We start by querying the top 100 rows of the file:
SELECT
TOP 100 *
FROM
OPENROWSET(
BULK 'https://your_adls2_account_name.dfs.core.windows.net/path_to_csv_file.csv',
FORMAT = 'CSV',
PARSER_VERSION = '2.0',
HEADER_ROW = TRUE
) AS [result]
everything seems to be fine:
but there might be an issue in the messages part of the query results:
for all the string columns, we received this error in the messages part:
Potential conversion error while reading VARCHAR column '....' from UTF8 encoded text. Change database collation to a UTF8 collation or specify explicit column schema in WITH clause and assign UTF8 collation to VARCHAR columns.
Why does this happen?
if we check the default collation of the master database, we see that its default collation is SQL_Latin1_General_CP1_CI_AS.
Recommended by LinkedIn
SELECT name, collation_name
FROM sys.databases;
Keep in mind that this collation is not compatible with UTF8-encoded files (which is the default encoding for most CSV files).
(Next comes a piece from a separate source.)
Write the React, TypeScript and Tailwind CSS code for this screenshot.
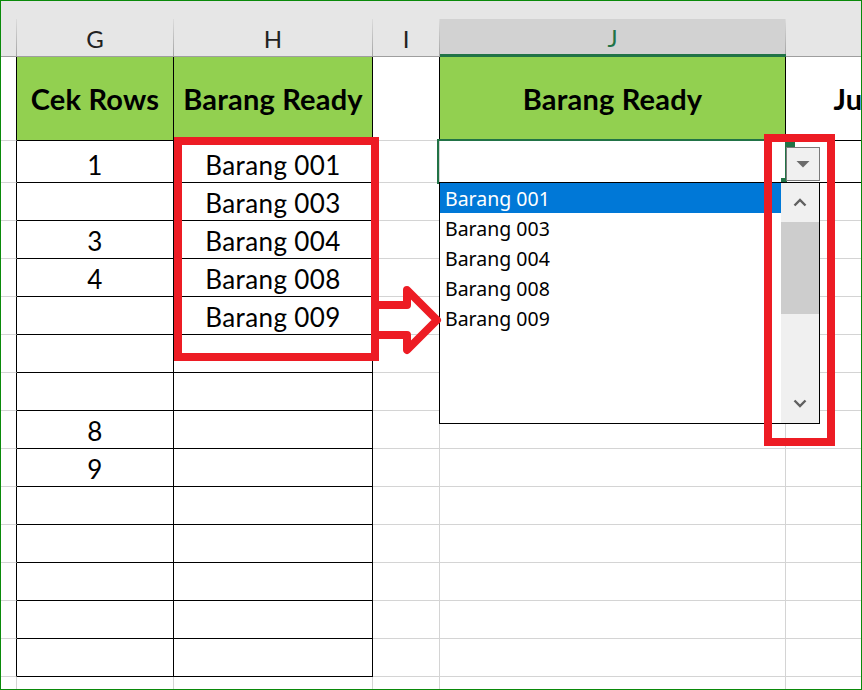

Now, let’s examine it more and have a look at how the open row set has inferred the schema of the file. We use a well-known stored procedure in the serverless sql pool that returns the inferred data types by the OPENROWSET function. Its name is "sp_describe_first_result_set":
EXEC sp_describe_first_result_set N'SELECT
TOP 100 *
FROM
OPENROWSET(
BULK ''https://your_adls2_account_name.dfs.core.windows.net/path_to_csv_file.csv'',
FORMAT = ''CSV'',
PARSER_VERSION = ''2.0'',
HEADER_ROW = TRUE
) AS [result]
as you see, for the string-based columns, it has inferred a very large length. we want to find the max length of these columns to see if those long lengths were really necessary or not:
8000 character length is a lot to store our string columns. Let’s check the required length for these columns. Do they really need to be that long?
SELECT
max(len(order_id)) order_id_max_length, max(len(customer_id)) customer_id_max_length, max(len(order_status)) order_status_max_length
FROM
OPENROWSET(
BULK ''https://your_adls2_account_name.dfs.core.windows.net/path_to_csv_file.csv'',
FORMAT = 'CSV',
PARSER_VERSION = '2.0',
HEADER_ROW = TRUE
) AS [result]
results show:
The simple answer to our question is: No.
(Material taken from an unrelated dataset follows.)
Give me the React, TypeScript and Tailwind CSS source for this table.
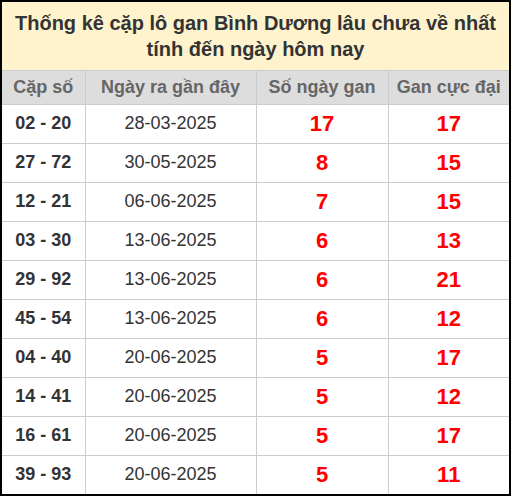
const rows: [string, string, number, number][] = [
  ['02 - 20', '28-03-2025', 17, 17],
  ['27 - 72', '30-05-2025', 8, 15],
  ['12 - 21', '06-06-2025', 7, 15],
  ['03 - 30', '13-06-2025', 6, 13],
  ['29 - 92', '13-06-2025', 6, 21],
  ['45 - 54', '13-06-2025', 6, 12],
  ['04 - 40', '20-06-2025', 5, 17],
  ['14 - 41', '20-06-2025', 5, 12],
  ['16 - 61', '20-06-2025', 5, 17],
  ['39 - 93', '20-06-2025', 5, 11],
];

export default function App() {
  return (
    <div className="w-[511px] h-[496px] bg-white font-['Liberation_Sans',Arial,sans-serif]">
      <div className="border-2 border-black">
        <div className="h-[69px] bg-[#fff3cd] border-b border-[#ccc] flex flex-col items-center justify-center text-[20px] leading-[26px] font-bold text-[#333]">
          <div>Thống kê cặp lô gan Bình Dương lâu chưa về nhất</div>
          <div>tính đến ngày hôm nay</div>
        </div>
        <table className="w-full border-collapse">
          <thead>
            <tr className="h-[33px] bg-[#ddd] text-[18px] font-bold text-[#666]">
              <th className="w-[83px] border-r border-[#ccc] font-bold">Cặp số</th>
              <th className="w-[171px] border-r border-[#ccc] font-bold">Ngày ra gần đây</th>
              <th className="w-[132px] border-r border-[#ccc] font-bold">Số ngày gan</th>
              <th className="font-bold">Gan cực đại</th>
            </tr>
          </thead>
          <tbody>
            {rows.map((r, i) => (
              <tr key={i} className="h-[39px] border-t border-[#ccc] text-center">
                <td className="border-r border-[#ccc] text-[18px] font-bold text-[#333]">{r[0]}</td>
                <td className="border-r border-[#ccc] text-[18px] text-[#333]">{r[1]}</td>
                <td className="border-r border-[#ccc] text-[22px] font-bold text-[#f00]">{r[2]}</td>
                <td className="text-[22px] font-bold text-[#f00]">{r[3]}</td>
              </tr>
            ))}
          </tbody>
        </table>
      </div>
    </div>
  );
}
As you see, the max length of the order id, customer id and order status are 32, 32, and 11 in order, while the open row set function has assigned them a length of 8000 characters, which is much longer than what’s needed.
Why change the inferred and initial data types?
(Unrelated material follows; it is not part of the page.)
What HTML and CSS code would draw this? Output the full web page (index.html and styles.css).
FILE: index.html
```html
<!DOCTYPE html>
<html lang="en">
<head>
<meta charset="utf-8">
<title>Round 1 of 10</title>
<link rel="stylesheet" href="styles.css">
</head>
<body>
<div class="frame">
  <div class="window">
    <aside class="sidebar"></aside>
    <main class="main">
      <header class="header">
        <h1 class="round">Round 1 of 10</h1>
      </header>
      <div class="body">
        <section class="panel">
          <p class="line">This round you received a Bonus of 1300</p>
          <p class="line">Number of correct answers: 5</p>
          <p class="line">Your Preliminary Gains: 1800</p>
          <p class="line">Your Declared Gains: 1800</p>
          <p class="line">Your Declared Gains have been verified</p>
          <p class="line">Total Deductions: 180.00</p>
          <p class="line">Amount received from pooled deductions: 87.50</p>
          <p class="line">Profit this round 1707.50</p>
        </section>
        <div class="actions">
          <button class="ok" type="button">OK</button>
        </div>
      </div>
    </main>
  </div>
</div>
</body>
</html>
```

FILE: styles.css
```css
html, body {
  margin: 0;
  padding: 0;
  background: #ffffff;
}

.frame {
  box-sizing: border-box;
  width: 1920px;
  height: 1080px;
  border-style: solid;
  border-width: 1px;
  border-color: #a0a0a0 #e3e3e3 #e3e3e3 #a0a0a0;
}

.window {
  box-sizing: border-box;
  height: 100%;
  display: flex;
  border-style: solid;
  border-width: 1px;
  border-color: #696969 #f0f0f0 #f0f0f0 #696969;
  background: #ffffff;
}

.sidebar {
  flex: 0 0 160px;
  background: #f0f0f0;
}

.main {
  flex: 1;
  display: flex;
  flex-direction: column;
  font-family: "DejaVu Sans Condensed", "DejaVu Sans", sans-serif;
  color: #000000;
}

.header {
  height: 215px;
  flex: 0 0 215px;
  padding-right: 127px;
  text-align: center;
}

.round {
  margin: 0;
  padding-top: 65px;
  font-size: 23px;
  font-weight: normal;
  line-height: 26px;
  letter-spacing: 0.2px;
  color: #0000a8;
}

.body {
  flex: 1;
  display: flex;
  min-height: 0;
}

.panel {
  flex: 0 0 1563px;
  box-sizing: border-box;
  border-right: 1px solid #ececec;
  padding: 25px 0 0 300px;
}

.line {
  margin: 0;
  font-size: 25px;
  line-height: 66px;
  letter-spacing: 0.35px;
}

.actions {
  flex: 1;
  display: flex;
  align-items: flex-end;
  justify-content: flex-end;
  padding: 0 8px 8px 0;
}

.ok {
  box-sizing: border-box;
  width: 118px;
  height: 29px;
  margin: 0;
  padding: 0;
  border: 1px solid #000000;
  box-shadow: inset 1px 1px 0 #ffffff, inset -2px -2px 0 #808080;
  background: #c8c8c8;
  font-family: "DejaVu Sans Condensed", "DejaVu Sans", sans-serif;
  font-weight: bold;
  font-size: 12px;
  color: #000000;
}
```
As a result, it’s recommended to use as small as possible data types.
How do we address this limitation?
We need to declare the collation when running the openrowset function. Let's see the Optimized query. First, we should use a VARCHAR data type with a value that is more than the maximum length of the values in that column. Additionally, since we are working with a CSV file that is encoded in UTF8, we need to declare a collation that matches our encoding:
SELECT
*
FROM
OPENROWSET(
BULK 'https://your_adls2_account_name.dfs.core.windows.net/path_to_csv_file.csv',
FORMAT = 'CSV',
PARSER_VERSION = '2.0',
HEADER_ROW = TRUE
)
WITH (
order_id VARCHAR(50) COLLATE Latin1_General_100_CI_AI_SC_UTF8,
customer_id VARCHAR(50) COLLATE Latin1_General_100_CI_AI_SC_UTF8,
order_status VARCHAR(15) COLLATE Latin1_General_100_CI_AI_SC_UTF8,
order_purchase_timestamp datetime2,
order_approved_at DATETIME2,
order_delivered_carrier_date DATETIME2,
order_delivered_customer_date DATETIME2,
order_estimated_delivery_date DATETIME2
) AS [RESULT]
in our query, the determination of collation for those 3 columns modifies how synapse interprets the characters in those columns. since we are using a csv file, and the collation of our file is UTF-8, while the default collation of the synapse master database is SQL_Latin1_General_CP1_CI_AS, it resulted in the potential conversion error message and inferring very large lengths for those columns. in fact, synapse was trying to map the UTF8 collation of the source file into its collation, and to insure all the strings will be converted, it used a very lengthy data type for them.
There is also another solution to create a new database and change its default collation to "Latin1_General_100_CI_AI_SC_UTF8" or something that is compatible with UTF8 encoding. I won't discuss that solution in this article.
Results:
After running the same query, we see:
while it was previously:
Now that we’ve specified a UTF-8 collation consistent with our CSV file’s encoding, rerunning the SELECT statement no longer results in any “potential conversion error…” messages.
we see a decrease in the execution time for the optimized query in comparison to the initial query. notice that in this case, we are talking only about a few thousand records and just one CSV file. When working with millions of records, these minor changes will result in major performance optimizations.